Uche Usim, Abuja
The Securities and Exchange Commission (SEC), in its efforts to sanitize the industry, has vowed to clamp down on rogues involved in capital market identity theft.
To this end, the regulatory body has urged shareholders to closely monitor their investments at the capital market, assuring the public that its role of providing adequate security will not be compromised or whittled down under any guise.
Its Acting Director General, Mary Uduk, stated this on Wednesday during an interview in Abuja.
According to her, the Commission has put in place a number of initiatives aimed at protecting investors as well as boosting their confidence.
She listed the initiatives to include; the e-dividend mandate Management System, Direct Cash Settlement, setting up a committee on identity management in the Nigerian Capital Market regularisation of multiple subscription, complaints management framework among others, but she, however, enjoined investors to take ownership of their investments.

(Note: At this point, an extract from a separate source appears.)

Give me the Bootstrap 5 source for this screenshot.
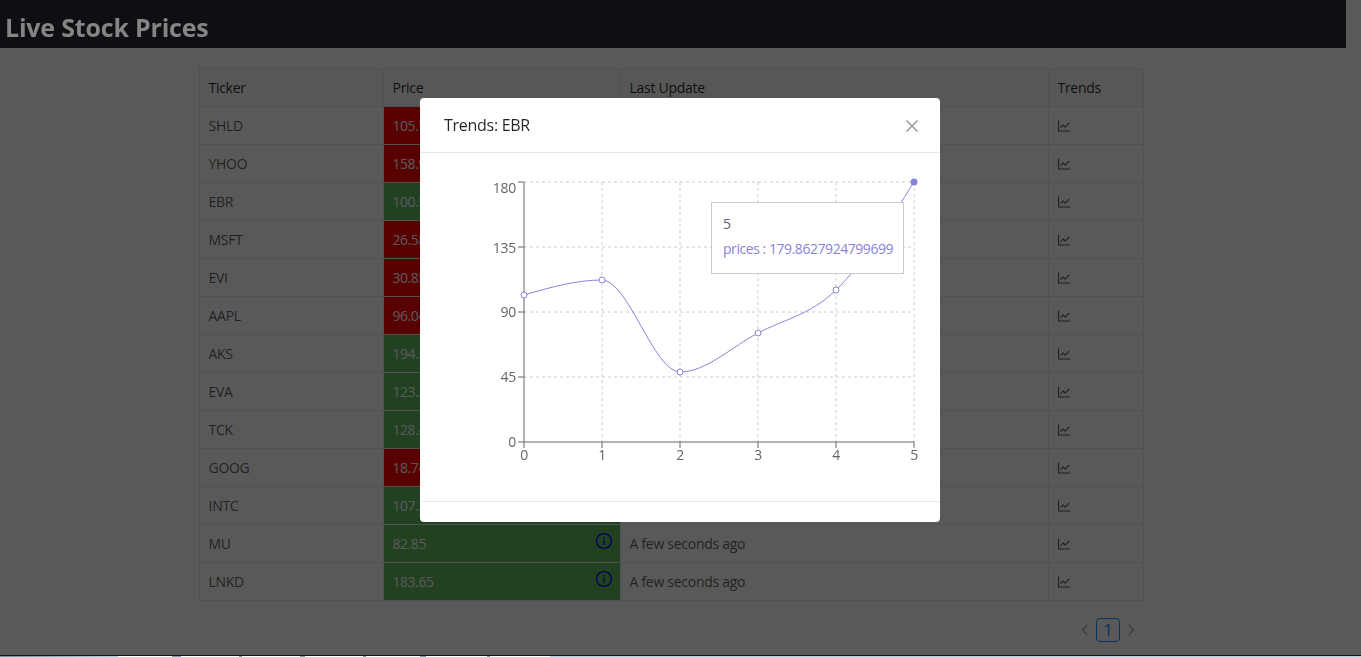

READ ALSO SAHCO woos airlines to buy into IPO
She said: “They have to be able to monitor their investments, attend Annual General Meetings as well as read the annual reports sent out to them. On our part, we protect them through the National Investors Protection Fund (NIPF), risk-‑based supervision that enables us supervise the operators to ensure that they do not do what they are not supposed to do. And again, the complaints management framework enables investors to know where to complain and how long it takes for such complaints to be resolved.
“We advise investors to get their financial advisers to advise them properly on where to invest. In this area, we advise retail investors to invest in Collective Investment Schemes and mutual funds because those are managed independently by professionals and they are diversified , thereby reducing risks. We are committed to protecting investors in the work we do.”
Uduk said the Commission was working with other major stakeholders in setting up a committee that would look into and proffer solutions to problems around identity management in the Nigerian capital market.
“So, for instance, to boost the e-dividend mandate and Direct Cash Settlement initiatives, we are engaging NIBSS (Nigeria Inter-Bank Settlement System) on behalf of the capital market community to facilitate identity validation and account validation in an effort to enhance market processes,” she stated.
The SEC boss also disclosed that the electronic distribution of annual accounts by public companies to shareholders continues to record tremendous success, as shareholders have largely accepted the new initiative and are willingly providing their email addresses.
Alongside other stakeholders, we have continued sensitization to further enlighten shareholders on the benefits of the initiative.
On the need to grow the market for trading in securities on unlisted public companies, Uduk said the SEC is making concerted efforts in collaboration with CAC and other stakeholders to assist public companies that are yet to register their securities to do so without much difficulty.
On the role of technology in the Nigerian Capital market, Uduk said Innovations in financial technology, has made possible the potential of using digital tools to make financial services available to a wider range of consumers and enterprises, promoting financial inclusion and the affordability of financial services, adding
“A financially inclusive society will provide increased access to finance, especially for women, help support sustainable growth and will create a million more jobs. The gains of having a more inclusive financial system are enormous, as it helps broaden financial markets and make policies more effective”.
These initiatives she added, continue to highlight and promote developments and trends in the Nigerian Capital Market and drive Financial Inclusion aimed at reducing adult exclusion from financial services.